=== PROVIDED DATA ===

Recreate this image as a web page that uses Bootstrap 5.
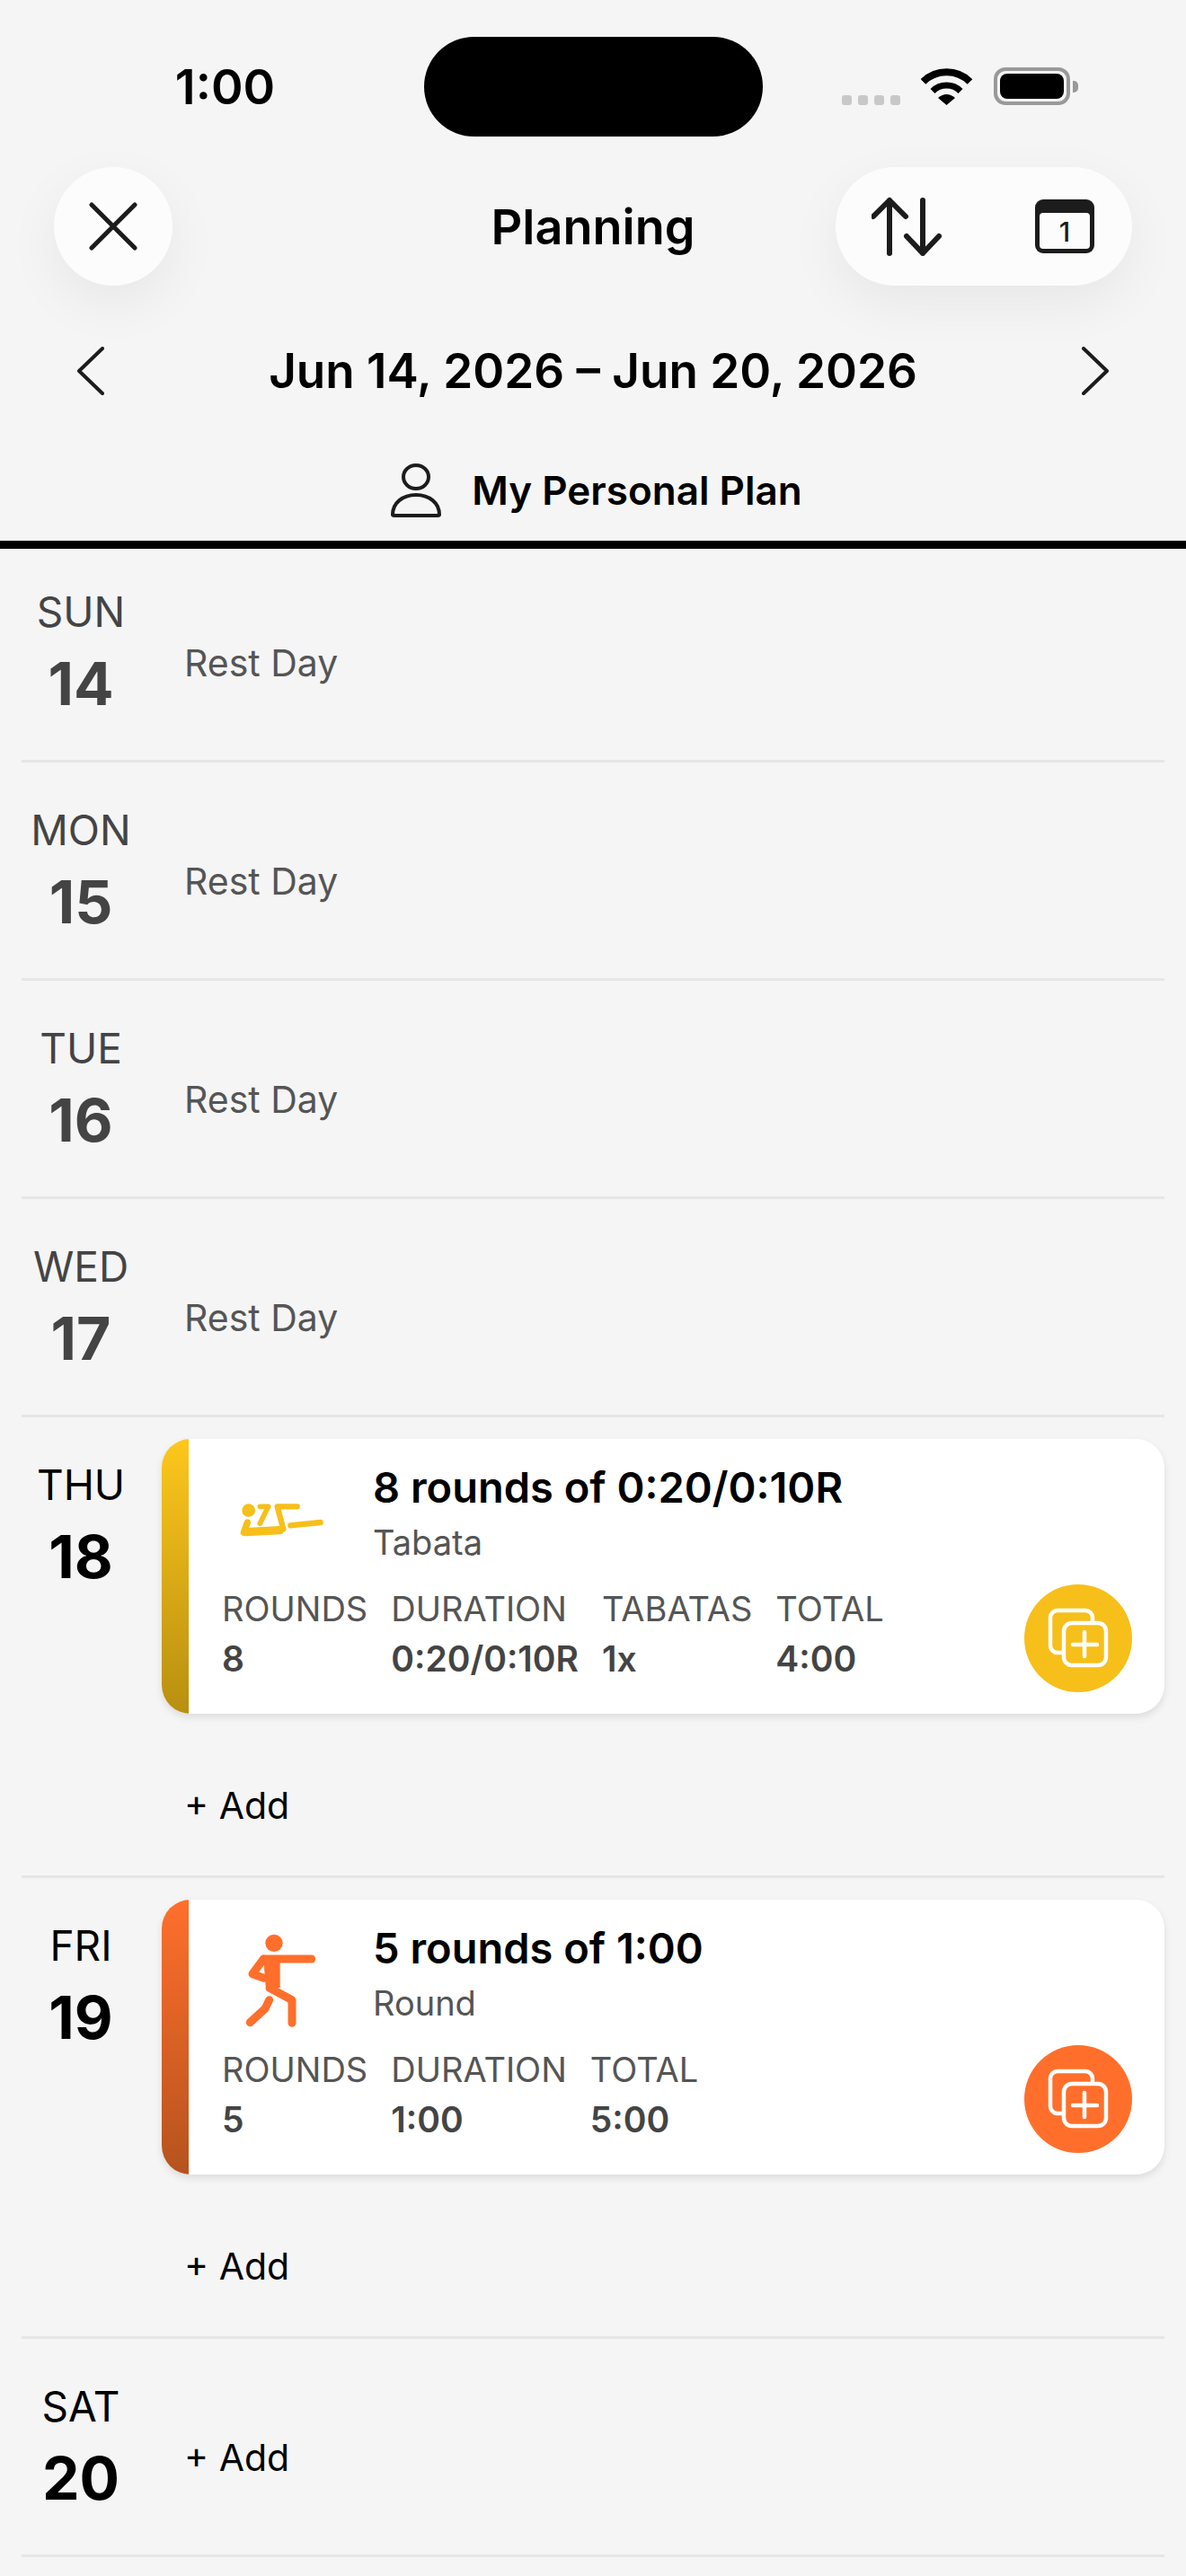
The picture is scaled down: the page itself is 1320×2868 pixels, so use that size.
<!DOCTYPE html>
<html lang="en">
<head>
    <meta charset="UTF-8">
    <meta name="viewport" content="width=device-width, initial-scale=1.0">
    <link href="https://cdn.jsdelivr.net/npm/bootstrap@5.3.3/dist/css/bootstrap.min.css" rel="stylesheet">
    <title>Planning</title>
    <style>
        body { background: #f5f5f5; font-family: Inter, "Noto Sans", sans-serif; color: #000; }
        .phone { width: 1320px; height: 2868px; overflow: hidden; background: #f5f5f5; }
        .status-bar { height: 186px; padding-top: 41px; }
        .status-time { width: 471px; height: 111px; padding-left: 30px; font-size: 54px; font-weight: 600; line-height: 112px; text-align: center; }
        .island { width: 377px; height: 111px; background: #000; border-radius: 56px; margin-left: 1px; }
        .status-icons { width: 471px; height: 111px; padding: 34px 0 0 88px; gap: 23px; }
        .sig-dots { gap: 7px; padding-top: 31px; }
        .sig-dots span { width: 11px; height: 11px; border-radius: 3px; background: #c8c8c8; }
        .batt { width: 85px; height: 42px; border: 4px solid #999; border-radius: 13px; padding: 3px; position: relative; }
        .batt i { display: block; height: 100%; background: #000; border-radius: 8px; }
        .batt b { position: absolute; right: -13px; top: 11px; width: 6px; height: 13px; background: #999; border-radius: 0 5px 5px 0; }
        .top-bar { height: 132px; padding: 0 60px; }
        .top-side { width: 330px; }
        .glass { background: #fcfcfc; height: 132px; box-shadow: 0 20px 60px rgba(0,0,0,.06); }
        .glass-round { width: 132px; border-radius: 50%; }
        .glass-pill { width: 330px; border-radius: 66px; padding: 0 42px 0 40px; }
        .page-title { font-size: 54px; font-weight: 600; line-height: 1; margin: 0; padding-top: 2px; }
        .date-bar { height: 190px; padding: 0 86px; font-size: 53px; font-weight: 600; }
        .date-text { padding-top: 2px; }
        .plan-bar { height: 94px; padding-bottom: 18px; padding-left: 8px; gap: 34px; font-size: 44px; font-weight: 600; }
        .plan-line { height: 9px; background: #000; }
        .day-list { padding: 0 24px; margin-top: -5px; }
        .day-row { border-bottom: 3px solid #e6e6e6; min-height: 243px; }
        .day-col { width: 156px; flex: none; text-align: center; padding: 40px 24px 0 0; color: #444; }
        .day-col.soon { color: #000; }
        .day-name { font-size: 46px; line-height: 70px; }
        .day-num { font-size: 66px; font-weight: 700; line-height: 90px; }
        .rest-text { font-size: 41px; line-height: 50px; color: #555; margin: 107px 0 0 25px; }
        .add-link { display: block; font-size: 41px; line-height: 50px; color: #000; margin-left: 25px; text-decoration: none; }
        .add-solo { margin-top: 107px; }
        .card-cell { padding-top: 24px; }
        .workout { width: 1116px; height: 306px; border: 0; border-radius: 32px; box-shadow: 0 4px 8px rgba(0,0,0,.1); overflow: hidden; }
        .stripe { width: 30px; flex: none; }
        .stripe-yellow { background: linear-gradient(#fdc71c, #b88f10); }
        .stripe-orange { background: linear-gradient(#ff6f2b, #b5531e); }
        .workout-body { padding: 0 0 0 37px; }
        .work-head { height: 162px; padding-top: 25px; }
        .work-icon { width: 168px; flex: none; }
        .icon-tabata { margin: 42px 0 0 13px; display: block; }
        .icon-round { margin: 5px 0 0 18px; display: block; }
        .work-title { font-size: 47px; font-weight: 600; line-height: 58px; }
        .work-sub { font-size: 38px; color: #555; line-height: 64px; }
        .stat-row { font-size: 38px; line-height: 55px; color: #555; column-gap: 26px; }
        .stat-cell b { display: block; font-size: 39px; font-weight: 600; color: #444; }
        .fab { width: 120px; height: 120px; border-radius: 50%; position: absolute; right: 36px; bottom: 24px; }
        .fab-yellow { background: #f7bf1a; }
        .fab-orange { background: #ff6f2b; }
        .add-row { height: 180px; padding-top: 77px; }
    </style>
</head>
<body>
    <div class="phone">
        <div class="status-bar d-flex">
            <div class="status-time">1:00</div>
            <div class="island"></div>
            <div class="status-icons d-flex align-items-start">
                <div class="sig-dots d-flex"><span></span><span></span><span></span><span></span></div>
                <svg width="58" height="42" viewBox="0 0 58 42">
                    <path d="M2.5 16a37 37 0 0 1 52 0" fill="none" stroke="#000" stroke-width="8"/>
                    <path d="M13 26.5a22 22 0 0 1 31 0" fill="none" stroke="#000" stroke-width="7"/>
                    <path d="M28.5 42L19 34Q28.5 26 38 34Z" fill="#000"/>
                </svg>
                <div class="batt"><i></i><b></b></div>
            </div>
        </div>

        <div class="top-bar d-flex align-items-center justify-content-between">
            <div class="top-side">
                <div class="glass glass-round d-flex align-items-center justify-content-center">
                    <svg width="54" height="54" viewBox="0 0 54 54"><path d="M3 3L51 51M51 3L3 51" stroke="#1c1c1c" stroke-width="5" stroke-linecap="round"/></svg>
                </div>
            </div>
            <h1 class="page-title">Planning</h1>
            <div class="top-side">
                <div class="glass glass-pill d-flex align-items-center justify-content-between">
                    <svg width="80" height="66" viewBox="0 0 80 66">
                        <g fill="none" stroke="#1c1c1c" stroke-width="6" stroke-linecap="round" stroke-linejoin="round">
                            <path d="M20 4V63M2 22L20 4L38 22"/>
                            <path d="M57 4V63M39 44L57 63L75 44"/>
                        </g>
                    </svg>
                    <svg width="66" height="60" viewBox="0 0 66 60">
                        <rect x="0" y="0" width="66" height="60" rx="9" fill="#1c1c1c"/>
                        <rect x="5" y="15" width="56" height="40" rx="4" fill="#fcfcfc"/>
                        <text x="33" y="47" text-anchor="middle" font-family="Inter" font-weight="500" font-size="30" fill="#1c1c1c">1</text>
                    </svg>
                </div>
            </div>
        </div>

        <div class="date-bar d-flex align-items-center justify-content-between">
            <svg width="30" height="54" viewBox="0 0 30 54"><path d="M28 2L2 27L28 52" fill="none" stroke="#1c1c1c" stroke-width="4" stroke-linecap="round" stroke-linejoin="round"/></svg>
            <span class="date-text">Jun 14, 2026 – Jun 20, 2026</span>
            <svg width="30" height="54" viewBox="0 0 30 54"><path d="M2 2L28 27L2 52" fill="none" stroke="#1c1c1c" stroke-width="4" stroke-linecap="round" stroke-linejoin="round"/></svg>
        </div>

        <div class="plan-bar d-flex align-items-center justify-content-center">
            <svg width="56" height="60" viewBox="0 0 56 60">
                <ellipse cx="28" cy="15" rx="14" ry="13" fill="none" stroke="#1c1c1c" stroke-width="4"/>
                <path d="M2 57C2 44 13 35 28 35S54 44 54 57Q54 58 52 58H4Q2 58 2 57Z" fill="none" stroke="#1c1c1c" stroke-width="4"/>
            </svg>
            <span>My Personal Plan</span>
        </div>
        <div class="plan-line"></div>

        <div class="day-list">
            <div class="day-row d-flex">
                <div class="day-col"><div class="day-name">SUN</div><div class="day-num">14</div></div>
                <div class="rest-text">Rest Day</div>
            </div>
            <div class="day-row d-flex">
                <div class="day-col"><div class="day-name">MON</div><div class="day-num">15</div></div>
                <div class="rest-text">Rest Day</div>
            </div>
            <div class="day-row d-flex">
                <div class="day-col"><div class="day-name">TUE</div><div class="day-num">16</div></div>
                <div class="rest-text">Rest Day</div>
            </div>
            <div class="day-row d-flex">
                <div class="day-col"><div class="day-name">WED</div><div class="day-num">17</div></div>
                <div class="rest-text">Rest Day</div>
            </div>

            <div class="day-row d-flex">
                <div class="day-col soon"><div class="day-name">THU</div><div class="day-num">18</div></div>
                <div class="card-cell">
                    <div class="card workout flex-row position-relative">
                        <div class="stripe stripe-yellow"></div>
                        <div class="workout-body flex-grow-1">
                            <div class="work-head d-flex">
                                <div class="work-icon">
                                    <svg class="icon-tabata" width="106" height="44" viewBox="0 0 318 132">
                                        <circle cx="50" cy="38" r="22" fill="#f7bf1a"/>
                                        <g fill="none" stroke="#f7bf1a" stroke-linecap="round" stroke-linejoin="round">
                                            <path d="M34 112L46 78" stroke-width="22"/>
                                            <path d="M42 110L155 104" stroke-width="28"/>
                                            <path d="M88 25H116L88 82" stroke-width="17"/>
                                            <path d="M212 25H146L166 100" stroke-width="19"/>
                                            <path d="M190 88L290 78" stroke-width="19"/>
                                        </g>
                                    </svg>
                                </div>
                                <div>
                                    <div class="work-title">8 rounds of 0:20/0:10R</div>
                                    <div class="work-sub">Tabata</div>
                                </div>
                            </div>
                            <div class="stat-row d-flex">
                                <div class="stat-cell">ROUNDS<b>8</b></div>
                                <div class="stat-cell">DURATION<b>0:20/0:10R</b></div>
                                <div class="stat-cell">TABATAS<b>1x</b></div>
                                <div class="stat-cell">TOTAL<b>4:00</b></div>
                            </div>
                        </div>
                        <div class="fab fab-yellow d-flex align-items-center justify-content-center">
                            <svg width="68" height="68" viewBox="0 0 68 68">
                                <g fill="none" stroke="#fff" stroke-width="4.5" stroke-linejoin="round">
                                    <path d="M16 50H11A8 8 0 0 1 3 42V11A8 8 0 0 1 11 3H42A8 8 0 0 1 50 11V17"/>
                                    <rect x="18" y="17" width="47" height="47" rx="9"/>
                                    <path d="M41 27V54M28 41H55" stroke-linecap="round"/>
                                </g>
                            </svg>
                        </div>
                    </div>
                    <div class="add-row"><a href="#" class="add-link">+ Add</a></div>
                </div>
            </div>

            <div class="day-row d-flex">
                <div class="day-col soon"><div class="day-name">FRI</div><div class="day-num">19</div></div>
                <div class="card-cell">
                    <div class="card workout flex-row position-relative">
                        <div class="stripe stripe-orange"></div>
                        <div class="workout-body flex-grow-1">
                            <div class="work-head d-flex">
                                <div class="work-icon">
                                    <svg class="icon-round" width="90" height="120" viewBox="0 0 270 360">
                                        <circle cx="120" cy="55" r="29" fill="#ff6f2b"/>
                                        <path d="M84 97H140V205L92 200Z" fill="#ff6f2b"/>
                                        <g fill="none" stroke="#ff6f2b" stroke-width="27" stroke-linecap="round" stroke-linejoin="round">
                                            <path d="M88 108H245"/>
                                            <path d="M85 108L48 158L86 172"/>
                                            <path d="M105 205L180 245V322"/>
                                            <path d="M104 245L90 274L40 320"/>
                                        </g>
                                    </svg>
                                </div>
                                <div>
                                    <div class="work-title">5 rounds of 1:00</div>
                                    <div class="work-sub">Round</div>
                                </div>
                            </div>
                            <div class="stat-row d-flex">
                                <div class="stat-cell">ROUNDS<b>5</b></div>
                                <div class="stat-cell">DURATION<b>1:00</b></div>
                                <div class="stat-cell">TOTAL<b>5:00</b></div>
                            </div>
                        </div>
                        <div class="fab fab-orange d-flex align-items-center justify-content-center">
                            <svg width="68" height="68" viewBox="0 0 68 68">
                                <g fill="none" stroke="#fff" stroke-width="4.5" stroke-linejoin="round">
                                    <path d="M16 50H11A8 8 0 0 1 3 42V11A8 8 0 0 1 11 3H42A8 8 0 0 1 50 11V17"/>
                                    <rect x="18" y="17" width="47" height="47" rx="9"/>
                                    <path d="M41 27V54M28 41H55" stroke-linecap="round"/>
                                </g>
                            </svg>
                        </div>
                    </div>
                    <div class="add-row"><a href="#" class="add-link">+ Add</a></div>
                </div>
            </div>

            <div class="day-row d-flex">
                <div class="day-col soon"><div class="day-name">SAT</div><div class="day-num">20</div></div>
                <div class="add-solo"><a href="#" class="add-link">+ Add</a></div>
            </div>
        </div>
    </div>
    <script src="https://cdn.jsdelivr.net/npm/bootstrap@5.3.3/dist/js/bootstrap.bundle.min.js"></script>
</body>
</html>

===

▸ GIVEN PROBLEM
Lines containing the word "that" must all be returned from the material above.

▸ TASK RESULT
Recreate this image as a web page that uses Bootstrap 5.
The picture is scaled down: the page itself is 1320×2868 pixels, so use that size.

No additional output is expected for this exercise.